While the ocean has helped maintain balance in our climate by absorbing 90% of the excess heat caused by greenhouse gas emissions, its internal chemistry has been disrupted. Due to ocean acidification and the presence of chemical pollutants, Earth can no longer keep up with the emissions we create. Plus, as the planet continues to warm up, glaciers and polar ice caps are melting, causing sea levels to rise. As a result, flooding, erosion, saltwater intrusion (flow of seawater into freshwater sources and salt content in soil), and habitat destruction occur. These changes do not include the work of filter feeder species like oysters cleaning the oceans that humans pollute.

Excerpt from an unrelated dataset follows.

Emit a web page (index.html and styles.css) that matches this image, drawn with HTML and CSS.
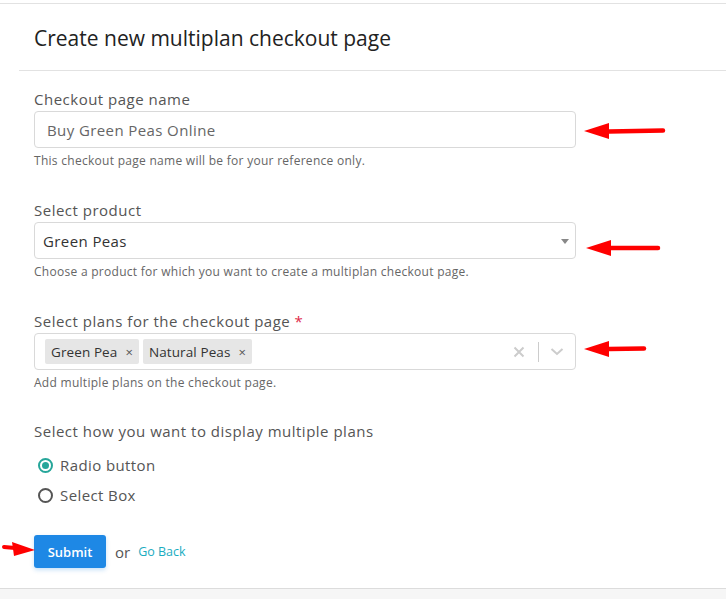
FILE: index.html
```html
<!DOCTYPE html>
<html>
<head>
<meta charset="utf-8">
<link rel="stylesheet" href="styles.css">
</head>
<body>
<div class="page">
  <div class="card">
    <div class="card-header">
      <h1 class="title">Create new multiplan checkout page</h1>
    </div>
    <form class="card-body">
      <div class="group">
        <label class="label">Checkout page name</label>
        <div class="field"><span class="field-text muted">Buy Green Peas Online</span></div>
        <p class="help">This checkout page name will be for your reference only.</p>
      </div>
      <div class="group">
        <label class="label">Select product</label>
        <div class="field select">
          <span class="field-text dark">Green Peas</span>
          <span class="caret"></span>
        </div>
        <p class="help">Choose a product for which you want to create a multiplan checkout page.</p>
      </div>
      <div class="group">
        <label class="label">Select plans for the checkout page <span class="req">*</span></label>
        <div class="field multi">
          <div class="tags">
            <span class="tag">Green Pea <span class="tag-x">×</span></span>
            <span class="tag">Natural Peas <span class="tag-x">×</span></span>
          </div>
          <div class="indicators">
            <svg class="clear-icon" width="12" height="12" viewBox="0 0 12 12"><path d="M1.5 1.5L10.5 10.5M10.5 1.5L1.5 10.5" stroke="#cccccc" stroke-width="2"/></svg>
            <span class="sep"></span>
            <svg class="chev-icon" width="14" height="9" viewBox="0 0 14 9"><path d="M1.5 2L7 7L12.5 2" stroke="#cccccc" stroke-width="2" fill="none"/></svg>
          </div>
        </div>
        <p class="help">Add multiple plans on the checkout page.</p>
      </div>
      <div class="display-group">
        <label class="label">Select how you want to display multiple plans</label>
        <div class="radios">
          <div class="radio-row"><span class="radio on"></span><span class="radio-label">Radio button</span></div>
          <div class="radio-row"><span class="radio"></span><span class="radio-label">Select Box</span></div>
        </div>
      </div>
      <div class="actions">
        <button type="button" class="btn">Submit</button>
        <span class="or">or</span>
        <a class="back">Go Back</a>
      </div>
    </form>
  </div>

  <svg class="arrow a1" width="84" height="20" viewBox="0 0 84 20"><path d="M26 10.5L80 9.5" stroke="#ff0000" stroke-width="4.5" stroke-linecap="round"/><path d="M1 10L26 2L26 18Z" fill="#ff0000"/></svg>
  <svg class="arrow a2" width="78" height="20" viewBox="0 0 78 20"><path d="M26 10L73 10" stroke="#ff0000" stroke-width="4.5" stroke-linecap="round"/><path d="M1 10L26 2L26 18Z" fill="#ff0000"/></svg>
  <svg class="arrow a3" width="66" height="20" viewBox="0 0 66 20"><path d="M26 10L61 9.5" stroke="#ff0000" stroke-width="4.5" stroke-linecap="round"/><path d="M1 10L26 2L26 18Z" fill="#ff0000"/></svg>
  <svg class="arrow a4" width="36" height="20" viewBox="0 0 36 20"><path d="M3 8L14 9" stroke="#ff0000" stroke-width="4" stroke-linecap="round"/><path d="M34 11L11 3L13 17Z" fill="#ff0000"/></svg>
</div>
</body>
</html>
```

FILE: styles.css
```css
* { box-sizing: border-box; }
html, body { margin: 0; padding: 0; }
body {
  background: #f6f6f6;
  font-family: "Open Sans", "Liberation Sans", sans-serif;
  color: #555;
}
.page {
  position: relative;
  width: 726px;
  min-height: 599px;
  padding-top: 3px;
  background: linear-gradient(#ffffff 0 3px, transparent 3px);
}
.card {
  background: #fff;
  border-top: 1px solid #e2e2e2;
  border-bottom: 1px solid #dcdcdc;
}
.card-header {
  height: 67px;
  margin-left: 19px;
  padding-left: 15px;
  border-bottom: 1px solid #e2e2e2;
  display: flex;
  align-items: center;
}
.title {
  margin: 0;
  font-size: 21px;
  font-weight: 400;
  color: #222;
  padding-top: 2px;
}
.card-body {
  padding: 18px 150px 20px 34px;
  margin: 0;
}
.group { margin-bottom: 31px; }
.label {
  display: block;
  font-size: 15px;
  line-height: 20px;
  color: #555;
  letter-spacing: 0.5px;
  margin-bottom: 2px;
}
.req { color: #e0294a; }
.field {
  height: 37px;
  border: 1px solid #d9d9d9;
  border-radius: 4px;
  display: flex;
  align-items: center;
  padding-left: 12px;
  position: relative;
}
.field-text { font-size: 15px; letter-spacing: 0.4px; }
.muted { color: #666; }
.dark { color: #333; }
.select { padding-left: 8px; }
.caret {
  position: absolute;
  right: 6px;
  top: 16px;
  width: 0; height: 0;
  border-left: 4px solid transparent;
  border-right: 4px solid transparent;
  border-top: 5px solid #888;
}
.multi {
  padding-left: 10px;
  justify-content: space-between;
}
.tags { display: flex; gap: 4px; }
.tag {
  background: #e6e6e6;
  border-radius: 2px;
  height: 25px;
  display: inline-flex;
  align-items: center;
  padding: 0 6px 0 6px;
  font-size: 13.5px;
  letter-spacing: 0.1px;
  color: #333;
}
.tag-x {
  margin-left: 8px;
  font-size: 13px;
  color: #555;
}
.indicators {
  display: flex;
  align-items: center;
  height: 100%;
}
.clear-icon { margin-right: 13px; }
.sep {
  width: 1px;
  height: 20px;
  background: #ccc;
}
.chev-icon { margin: 0 11px 0 11px; }
.help {
  margin: 5px 0 0;
  font-size: 12px;
  line-height: 16px;
  color: #666;
  letter-spacing: 0.28px;
}
.display-group { margin-top: -1px; }
.radios { margin-top: 9px; }
.radio-row {
  height: 30px;
  display: flex;
  align-items: center;
}
.radio {
  width: 15px;
  height: 15px;
  border-radius: 50%;
  border: 2px solid #555;
  margin-left: 4px;
  margin-right: 7px;
  position: relative;
}
.radio.on { border-color: #26a69a; }
.radio.on::after {
  content: "";
  position: absolute;
  left: 2px; top: 2px;
  width: 7px; height: 7px;
  border-radius: 50%;
  background: #26a69a;
}
.radio-label { font-size: 15px; color: #555; letter-spacing: 0.4px; }
.actions {
  margin-top: 25px;
  display: flex;
  align-items: center;
}
.btn {
  height: 33px;
  width: 72px;
  border: none;
  border-radius: 3px;
  background: #1e88e5;
  color: #fff;
  font-family: inherit;
  font-size: 13px;
  font-weight: 600;
  box-shadow: 0 2px 4px rgba(30, 136, 229, 0.25);
}
.or { margin-left: 9px; font-size: 15px; color: #555; }
.back { margin-left: 8px; font-size: 12.5px; color: #1aacbf; }
.arrow { position: absolute; }
.a1 { left: 583px; top: 121px; }
.a2 { left: 585px; top: 238px; }
.a3 { left: 583px; top: 339px; }
.a4 { left: 1px; top: 539px; }
```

Species of fish that cannot withstand the warming temperatures will seek colder waters if they can, deserting long-standing fishing grounds. Rising water temperatures are a challenge for salmon species across the globe and have only been perpetuated by the building of river dams.
We might consider the ocean the first line of defense against climate change. When the ocean is in balance, food sources and marine ecosystems thrive in the natural order. Weather systems remain relatively predictable along with the tides and currents. When the ocean is out of balance, temperatures increase, food sources like fish disappear to colder water, and coral and marine plants die off, displacing habitats and oxygen sources. The weather becomes increasingly extreme, resulting in natural disasters and droughts.
While there have been efforts to restore populations of marine life throughout the world and along the West Coast, Alix feels that too few people are trying to bring about change on their own: “Collectively, we need to do more.” He explains that it’s hard to “act now” when you’re still trying to convince others that climate change is real.
Nevertheless, both Powell River guides believe in bringing people to Desolation Sound to connect with nature. The hope for Alix and MJ is to bring awareness and help inspire people to protect the landscape by showing them the beauty of the outdoors. For instance, my own experience in the Sound had a huge impact on me. While I only spent a handful of days there, I often find myself missing it – desperately longing to go back. It is a trip I will never forget and as such the Sound has become a special place for me; a place worth protecting.
While Desolation Sound may not be untouched by climate change, it is still a remote paradise whose future survival is worth fighting for.